Ground-state properties of light $4n$ self-conjugate nuclei in $ab$ $initio$ no-core Monte Carlo shell model calculations with nonlocal $NN$ interactions

TL;DR

This study uses an ab initio no-core Monte Carlo shell model with nonlocal NN interactions to calculate ground-state energies and radii of light self-conjugate nuclei, comparing results with experimental data.

Contribution

It introduces a systematic extrapolation method for converged energies in the no-core Monte Carlo shell model with nonlocal NN interactions.

Findings

Daejeon16 interaction agrees with experimental data up to 16O

JISP16 interaction agrees up to 12C

Both interactions overbind heavier nuclei and underestimate radii

Abstract

We report $J^\pi = 0^+$ ground-state energies and point-proton radii of $^4$He, $^8$Be, $^{12}$C, $^{16}$O and $^{20}$Ne nuclei calculated by the $ab$ $initio$ no-core Monte Carlo shell model with the JISP16 and Daejeon16 nonlocal $NN$ interactions. Ground-state energies are obtained in the basis spaces up to seven oscillator shells ($N_{\rm shell} = 7$) with several oscillator energies ($\hbar \omega$) around the optimal oscillator energy for the convergence of ground-state energies. These energy eigenvalues are extrapolated to obtain estimates of converged ground state energies in each basis space using energy variances of computed energy eigenvalues. We further extrapolate these energy-variance-extrapolated energies obtained in the finite basis spaces to infinite basis-space results with an empirical exponential form. This form features a dependence on the basis-space size but is independent of the value of $\hbar\omega$ used for the harmonic-oscillator basis functions. Point-proton radii for these states of atomic nuclei are also calculated following techniques employed for the energies.
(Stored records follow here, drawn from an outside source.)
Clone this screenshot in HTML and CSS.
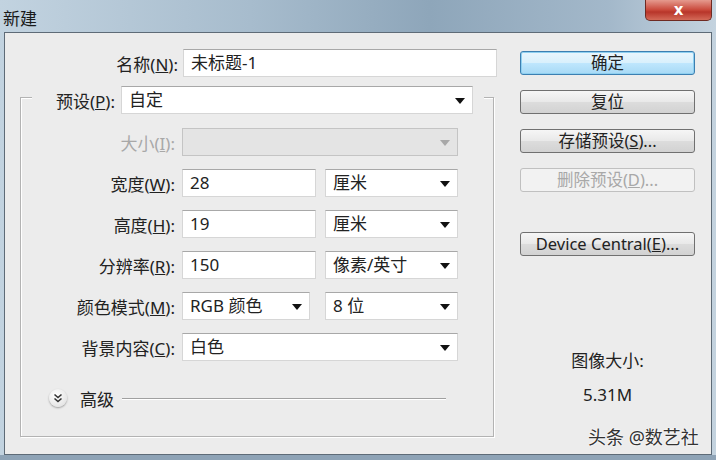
FILE: index.html
```html
<!DOCTYPE html>
<html lang="zh-CN">
<head>
  <meta charset="UTF-8">
  <title>新建</title>
  <link rel="stylesheet" href="styles.css">
</head>
<body>
  <div class="window">
    <div class="titlebar">
      <span class="title">新建</span>
      <button class="close">x</button>
    </div>
    <div class="panel">
      <div class="main">
        <div class="name-row">
          <label class="name-label">名称(<u>N</u>):</label>
          <div class="field name-field">未标题-1</div>
        </div>
        <div class="group">
          <div class="group-head">
            <label class="head-label">预设(<u>P</u>):</label>
            <div class="field select preset">自定</div>
          </div>
          <div class="row">
            <label class="label disabled">大小(<u>I</u>):</label>
            <div class="field select full off"></div>
          </div>
          <div class="row">
            <label class="label">宽度(<u>W</u>):</label>
            <div class="field num">28</div>
            <div class="field select unit">厘米</div>
          </div>
          <div class="row">
            <label class="label">高度(<u>H</u>):</label>
            <div class="field num">19</div>
            <div class="field select unit">厘米</div>
          </div>
          <div class="row">
            <label class="label">分辨率(<u>R</u>):</label>
            <div class="field num">150</div>
            <div class="field select unit">像素/英寸</div>
          </div>
          <div class="row">
            <label class="label">颜色模式(<u>M</u>):</label>
            <div class="field select mode">RGB 颜色</div>
            <div class="field select unit">8 位</div>
          </div>
          <div class="row">
            <label class="label">背景内容(<u>C</u>):</label>
            <div class="field select full">白色</div>
          </div>
          <div class="advanced">
            <span class="chevron">
              <svg width="10" height="10" viewBox="0 0 10 10"><path d="M1.5 1.5 L5 4.5 L8.5 1.5 M1.5 5.5 L5 8.5 L8.5 5.5" fill="none" stroke="#333" stroke-width="1.6"/></svg>
            </span>
            <span class="adv-text">高级</span>
            <span class="adv-line"></span>
          </div>
        </div>
      </div>
      <div class="side">
        <button class="btn default">确定</button>
        <button class="btn">复位</button>
        <button class="btn">存储预设(<u>S</u>)...</button>
        <button class="btn" disabled>删除预设(<u>D</u>)...</button>
        <button class="btn device">Device Central(<u>E</u>)...</button>
        <div class="info">图像大小:</div>
        <div class="info size">5.31M</div>
      </div>
    </div>
    <div class="frame-bottom"></div>
    <div class="watermark">头条 @数艺社</div>
  </div>
</body>
</html>
```
FILE: styles.css
```css
body {
  margin: 0;
  font-family: "Noto Sans", "Noto Sans CJK SC", sans-serif;
  font-size: 17px;
  color: #222;
}
.window {
  position: relative;
  width: 716px;
  height: 460px;
  overflow: hidden;
  background: linear-gradient(90deg, #c2d3e0 0%, #a7bccd 35%, #8ea6ba 60%, #a3b8ca 85%, #c4d3df 100%);
}
.titlebar {
  height: 32px;
  display: flex;
  justify-content: space-between;
  align-items: flex-start;
}
.title {
  margin: 5px 0 0 3px;
  font-size: 17px;
  color: #1a1a1a;
}
.close {
  width: 67px;
  height: 21px;
  margin-right: 4px;
  border: 1px solid #6e2a22;
  border-top: none;
  border-radius: 0 0 5px 5px;
  background: linear-gradient(#e59a8e, #c9483a 50%, #b8352a 60%, #d46a58);
  color: #fff;
  font-family: "DejaVu Sans", sans-serif;
  font-weight: bold;
  font-size: 15px;
  line-height: 16px;
  padding: 0;
}
.panel {
  display: flex;
  height: 421px;
  margin: 0 4px;
  border: 1px solid #5e6b77;
  background: #ececec;
}
.main {
  width: 485px;
  padding: 16px 0 0 15px;
}
.name-row {
  display: flex;
  align-items: center;
}
.name-label {
  width: 158px;
  text-align: right;
  margin-right: 5px;
}
.field {
  height: 28px;
  box-sizing: border-box;
  background: #fff;
  border: 1px solid #d6d6d6;
  border-top-color: #a8a8a8;
  padding-left: 7px;
  line-height: 26px;
  position: relative;
}
.name-field {
  width: 314px;
}
.select::after {
  content: "";
  position: absolute;
  right: 7px;
  top: 11px;
  border-left: 5px solid transparent;
  border-right: 5px solid transparent;
  border-top: 6px solid #111;
}
.group {
  width: 474px;
  height: 340px;
  box-sizing: border-box;
  margin-top: 20px;
  border: 1px solid #b3b3b3;
  box-shadow: inset 1px 1px 0 #fff, 1px 1px 0 #fff;
}
.group-head {
  display: flex;
  align-items: center;
  margin: -12px 9px 0 11px;
  padding-right: 11px;
  background: #ececec;
}
.head-label {
  width: 83px;
  text-align: right;
  margin-right: 6px;
}
.preset {
  flex: 1;
}
.row {
  display: flex;
  align-items: center;
  margin-top: 13px;
}
.group-head + .row {
  margin-top: 14px;
}
.label {
  width: 154px;
  text-align: right;
  margin-right: 7px;
}
.disabled {
  color: #a8a8a8;
}
.num {
  width: 134px;
  margin-right: 9px;
}
.unit {
  width: 133px;
}
.mode {
  width: 128px;
  margin-right: 15px;
}
.full {
  width: 276px;
}
.off {
  background: #e4e4e4;
  border-color: #c4c4c4;
}
.off::after {
  border-top-color: #a8a8a8;
}
.advanced {
  display: flex;
  align-items: center;
  height: 20px;
  margin-top: 27px;
  padding-left: 28px;
}
.chevron {
  width: 18px;
  height: 18px;
  border-radius: 50%;
  background: radial-gradient(circle at 40% 35%, #fff, #dcdcdc);
  box-shadow: 0 1px 2px rgba(0, 0, 0, 0.35);
  display: flex;
  align-items: center;
  justify-content: center;
}
.adv-text {
  margin-left: 13px;
}
.adv-line {
  flex: 1;
  height: 1px;
  margin: 0 47px 0 8px;
  background: #a0a0a0;
  box-shadow: 0 1px 0 #fff;
}
.side {
  width: 175px;
  margin-left: 15px;
  padding-top: 18px;
  display: flex;
  flex-direction: column;
  align-items: stretch;
}
.btn {
  height: 24px;
  margin-bottom: 15px;
  border: 1px solid #707070;
  border-radius: 3px;
  background: linear-gradient(#f6f6f6, #e9e9e9 48%, #dcdcdc 52%, #d2d2d2);
  font-family: "Noto Sans", "Noto Sans CJK SC", sans-serif;
  font-size: 16.5px;
  color: #222;
  line-height: 20px;
  padding: 0;
}
.btn.default {
  border-color: #3c7fb1;
  background: linear-gradient(#eaf6fd, #d9f0fc 48%, #bee6fd 52%, #a7d9f5);
  box-shadow: 0 0 0 1px #8fd0f0 inset;
}
.btn:disabled {
  color: #a8a8a8;
  border-color: #c0c0c0;
  background: #f2f2f2;
}
.btn.device {
  margin-top: 25px;
}
.info {
  text-align: center;
  margin-top: 80px;
  line-height: 20px;
}
.info.size {
  margin-top: 14px;
}
.frame-bottom {
  height: 5px;
  background: #8ea3b6;
}
.watermark {
  position: absolute;
  left: 588px;
  top: 423px;
  font-size: 18px;
  color: #333;
  text-shadow: 0 0 2px #fff, 0 0 2px #fff;
}
```
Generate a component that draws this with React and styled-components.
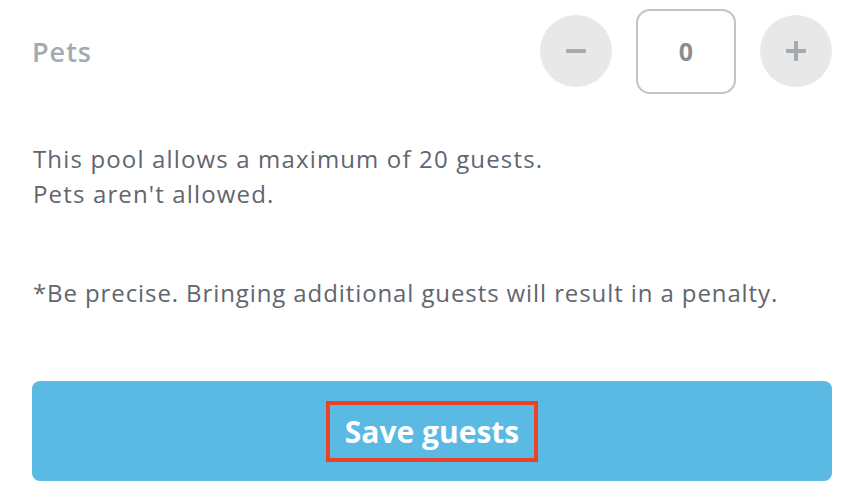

From these results, it is found that the Daejeon16 $NN$ interaction provides good agreement with experimental data up to approximately $^{16}$O, while the JISP16 $NN$ interaction provides good agreement with experimental data up to approximately $^{12}$C. Beyond these nuclei, the interactions produce overbinding accompanied by radii that are too small. These findings suggest and encourage further revisions of nonlocal $NN$ interactions towards the investigation of nuclear structure in heavier-mass regions.